### Data segment
○ ○ ○ ○ ○ ○ ○

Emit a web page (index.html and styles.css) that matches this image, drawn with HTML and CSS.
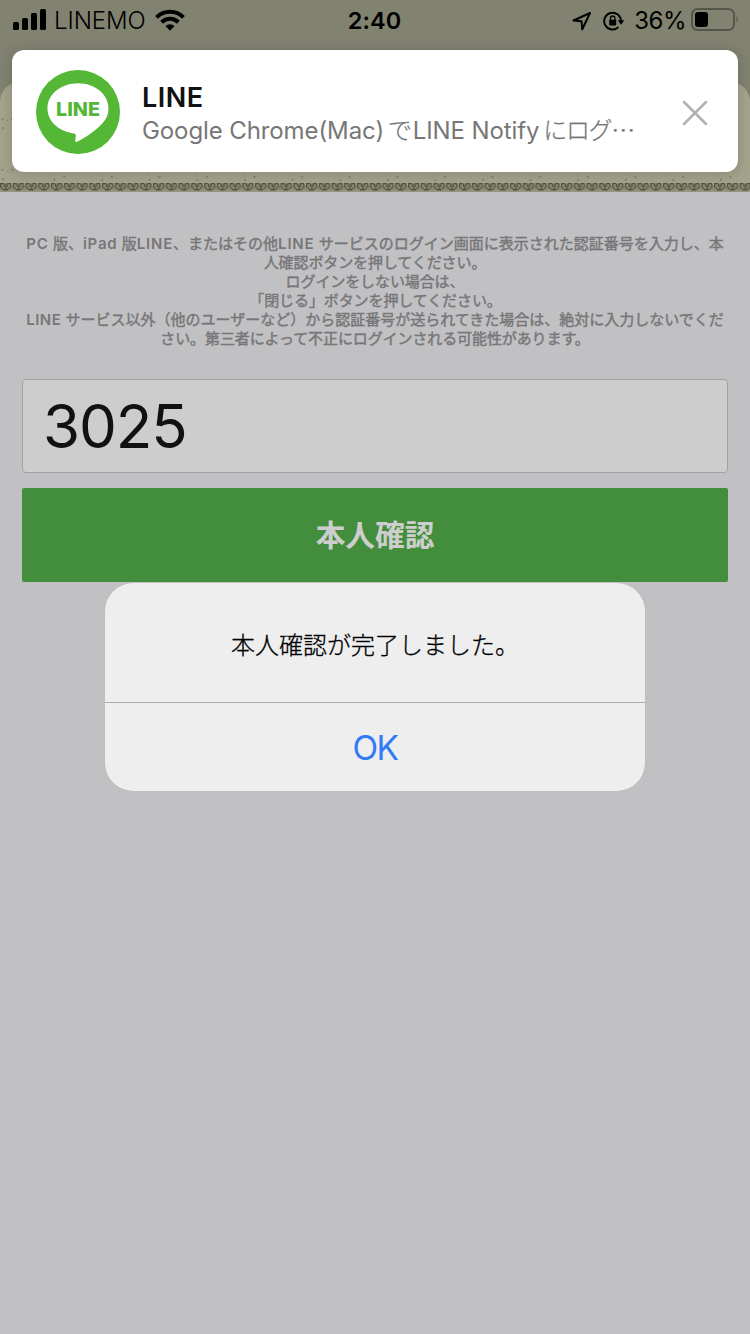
FILE: index.html
```
<!DOCTYPE html>
<html lang="ja">
<head>
<meta charset="utf-8">
<title>本人確認</title>
<link rel="stylesheet" href="styles.css">
</head>
<body>
<div class="screen">
  <header class="header">
    <div class="status">
      <div class="status-side">
        <svg class="signal" width="34" height="22" viewBox="0 0 34 22"><rect x="0" y="13" width="6" height="8" rx="1.6"/><rect x="9" y="9" width="6" height="12" rx="1.6"/><rect x="18" y="4" width="6" height="17" rx="1.6"/><rect x="27" y="0" width="6" height="21" rx="1.6"/></svg>
        <span class="carrier">LINEMO</span>
        <svg class="wifi" width="30" height="22" viewBox="0 0 30 22"><g fill="none" stroke="#000" stroke-width="4"><path d="M1.5 8.3a19 19 0 0 1 27 0"/><path d="M6.6 13.3a12 12 0 0 1 16.8 0"/></g><path d="M15 21.7l-4.6-4.6a6.5 6.5 0 0 1 9.2 0z"/></svg>
      </div>
      <span class="time">2:40</span>
      <div class="status-side status-right">
        <svg class="location" width="20" height="20" viewBox="0 0 20 20"><path d="M18 2L1.500 9.500l8 .8.8 8z" fill="none" stroke="#000" stroke-width="2" stroke-linejoin="round"/></svg>
        <svg class="lock" width="22" height="20" viewBox="0 0 22 20"><path d="M15.500 16.100A8.400 8.400 0 1 1 18 10.200" fill="none" stroke="#000" stroke-width="1.900"/><path d="M14.800 9.200h6.600l-3.400 4.600z"/><rect x="6.200" y="8.800" width="7" height="5.600" rx=".8"/><path d="M7.500 9V7.200a2.200 2.200 0 0 1 4.400 0V9" fill="none" stroke="#000" stroke-width="1.300"/></svg>
        <span class="percent">36%</span>
        <svg class="battery" width="48" height="24" viewBox="0 0 48 24"><rect x="1" y="1" width="42" height="21" rx="5.500" fill="none" stroke="#55554a" stroke-width="2"/><rect x="4" y="4" width="13" height="15" rx="3"/><path d="M45.500 8q2.500 3.500 0 7z" fill="#55554a"/></svg>
      </div>
    </div>
    <div class="sheet">
      <svg class="texture" width="750" height="110">
        <defs>
          <pattern id="dots" width="48" height="51" patternUnits="userSpaceOnUse" y="31"><path d="M1.500 5h2v2h-2zM11 5h2v2h-2zM7 7h1.300v1.300h-1.300zM2 14h2v2h-2z" fill="#858570"/></pattern>
          <pattern id="specks" width="47.600" height="30" patternUnits="userSpaceOnUse" x="5" y="80"><path d="M0 12h1v1h-1zM1 17h2v2h-2zM10.500 14h2v2h-2z" fill="#858570"/></pattern>
          <pattern id="grass" width="12.750" height="11" patternUnits="userSpaceOnUse" y="99">
            <rect y="4.500" width="12.750" height="4.500" fill="#88886f"/><rect y="9" width="12.750" height="2" fill="#95957d"/>
            <path d="M1 2h9.500v4l-3 3h-3l-3.500-3z" fill="#8a8a72"/>
            <path d="M0 2h4v1.300h-4zM7 2h4v1.300h-4zM0 3h1.300v3.500h-1.300zM10 3h1.300v3.500h-1.300zM4 3h1.300v3h-1.300zM6.300 3h1.300v3h-1.300zM1.300 6.500h1.500v1.500h-1.500zM8.500 6.500h1.500v1.500h-1.500zM2.800 8h5.500v1.500h-5.500zM5.200 5.500h1.300v2.500h-1.300z" fill="#525240"/>
          </pattern>
        </defs>
        <path d="M0 32h13v72h-13zM738 32h12v72h-12z" fill="url(#dots)"/>
        <rect x="50" y="87" width="690" height="12" fill="url(#specks)"/>
        <rect y="99" width="750" height="11" fill="url(#grass)"/>
      </svg>
    </div>
  </header>
  <main class="content">
    <p class="notice">
      <span class="line line-wide"><span class="lat">PC</span> 版、<span class="lat">iPad</span> 版<span class="lat">LINE</span>、またはその他<span class="lat">LINE</span> サービスのログイン画面に表示された認証番号を入力し、本</span>
      <span class="line">人確認ボタンを押してください。</span>
      <span class="line">ログインをしない場合は、</span>
      <span class="line line-bracket">「閉じる」ボタンを押してください。</span>
      <span class="line line-full"><span class="lat">LINE</span> サービス以外（他のユーザーなど）から認証番号が送られてきた場合は、絶対に入力しないでくだ</span>
      <span class="line">さい。第三者によって不正にログインされる可能性があります。</span>
    </p>
    <div class="code">3025</div>
    <div class="submit">本人確認</div>
  </main>
  <section class="banner">
    <svg class="logo" width="84" height="84" viewBox="0 0 84 84"><circle cx="42" cy="42" r="42" fill="#54b736"/><path d="M42 13.300C25 13.300 11.500 24.200 11.500 38.500c0 13 11 22.800 26.500 25 2 .3 2 1.500 1.600 4l-.4 3.500c0 1 .6 1.300 1.800.7 8-4 18.500-10.700 25-18C70.500 49 72.500 44.500 72.500 38.500 72.500 24.200 59 13.300 42 13.300z" fill="#fff"/><text class="logo-text" x="20" y="46" textLength="44" lengthAdjust="spacingAndGlyphs">LINE</text></svg>
    <div class="banner-text">
      <div class="banner-title">LINE</div>
      <div class="banner-sub"><span class="sub-lat">Google Chrome(Mac)</span><span class="sub-ja">で</span><span class="sub-lat">LINE Notify</span><span class="sub-ja">にログ…</span></div>
    </div>
    <svg class="close" width="26" height="26" viewBox="0 0 26 26"><path d="M2 2l22 22M24 2L2 24" stroke="#b1b1b1" stroke-width="2.500" stroke-linecap="round"/></svg>
  </section>
  <section class="dialog">
    <div class="dialog-message">本人確認が完了しました。</div>
    <div class="dialog-ok">OK</div>
  </section>
</div>
</body>
</html>
```
FILE: styles.css
```
* { box-sizing: border-box; }
body { margin: 0; font-family: Inter, "Noto Sans CJK JP", sans-serif; }
svg { display: block; flex: none; }
.screen { position: relative; width: 750px; height: 1334px; overflow: hidden; background: #c1c1c3; }
.header { height: 192px; background: #828271; display: flex; flex-direction: column; }
.status { height: 82px; padding: 0 11px 42px 13px; display: grid; grid-template-columns: 1fr auto 1fr; align-items: center; font-size: 24px; color: #000; }
.status-side { display: flex; align-items: center; }
.status-right { justify-content: flex-end; }
.carrier { margin: 1px 0 0 7px; font-weight: 300; letter-spacing: -.1px; }
.wifi { margin-left: 9px; }
.time { margin: 1px 3px 0 0; font-weight: 600; font-size: 23.5px; letter-spacing: .1px; }
.lock { margin: 1px 0 0 11px; }
.location { margin-top: 1px; }
.percent { margin: 1px 0 0 9px; letter-spacing: -.5px; }
.battery { margin-left: 5px; }
.sheet { height: 110px; border-radius: 20px 20px 0 0; background: #a4a48d; overflow: hidden; }
.content { padding: 42px 22px 0; }
.notice { margin: 0; font-size: 15px; line-height: 19px; font-weight: 400; -webkit-text-stroke: .45px #777779; letter-spacing: -.1px; color: #777779; }
.line { display: block; text-align: center; white-space: nowrap; }
.line-wide { letter-spacing: 0; }
.line-full { letter-spacing: 0; }
.line-bracket { padding-left: 1px; }
.lat { font-weight: 600; letter-spacing: .5px; -webkit-text-stroke: 0; }
.line-wide .lat { letter-spacing: .8px; }
.code { height: 94px; margin-top: 31px; padding: 0 20px; border: 1px solid #a2a2a5; border-radius: 4px; background: #cdcdcd; color: #111; font-size: 60px; line-height: 93px; letter-spacing: -1.100px; }
.submit { height: 94px; margin-top: 15px; border-radius: 2px; background: #428e3d; color: #cecece; font-size: 29.700px; font-weight: 700; line-height: 94px; text-align: center; }
.banner { position: absolute; left: 12px; top: 50px; width: 726px; height: 122px; padding: 2px 30px 0 24px; display: flex; align-items: center; border-radius: 12px; background: #fff; box-shadow: 0 2px 14px rgba(0,0,0,.18); }
.banner-text { flex: 1; margin: 3px 0 0 22px; white-space: nowrap; }
.banner-title { font-size: 27px; line-height: 32px; font-weight: 600; letter-spacing: .5px; color: #111; }
.banner-sub { font-size: 24px; line-height: 30px; color: #777; }
.sub-lat { letter-spacing: -.100px; }
.sub-ja { margin: 0 2px 0 4px; font-family: "Noto Sans CJK JP", sans-serif; font-weight: 300; -webkit-text-stroke: .25px #777; letter-spacing: -1.400px; }
.close { margin-top: 2px; }
.logo-text { font: 800 19px Inter, sans-serif; fill: #54b736; }
.dialog { position: absolute; left: 105px; top: 583px; width: 540px; height: 208px; border-radius: 28px; background: #eeeeef; box-shadow: 0 0 1px #aaa; text-align: center; }
.dialog-message { height: 120px; padding-top: 43px; border-bottom: 1px solid #adadb0; font-size: 24px; font-weight: 300; -webkit-text-stroke: .3px #000; line-height: 40px; color: #000; }
.dialog-ok { font-size: 33.500px; line-height: 90px; letter-spacing: -1.500px; color: #317bf7; }
```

○ ○ ○ ○ ○ ○ ○

In the listing above, find the lines holding the word "styles" and copy them.

### Solution to this problem
Emit a web page (index.html and styles.css) that matches this image, drawn with HTML and CSS.
<link rel="stylesheet" href="styles.css">
FILE: styles.css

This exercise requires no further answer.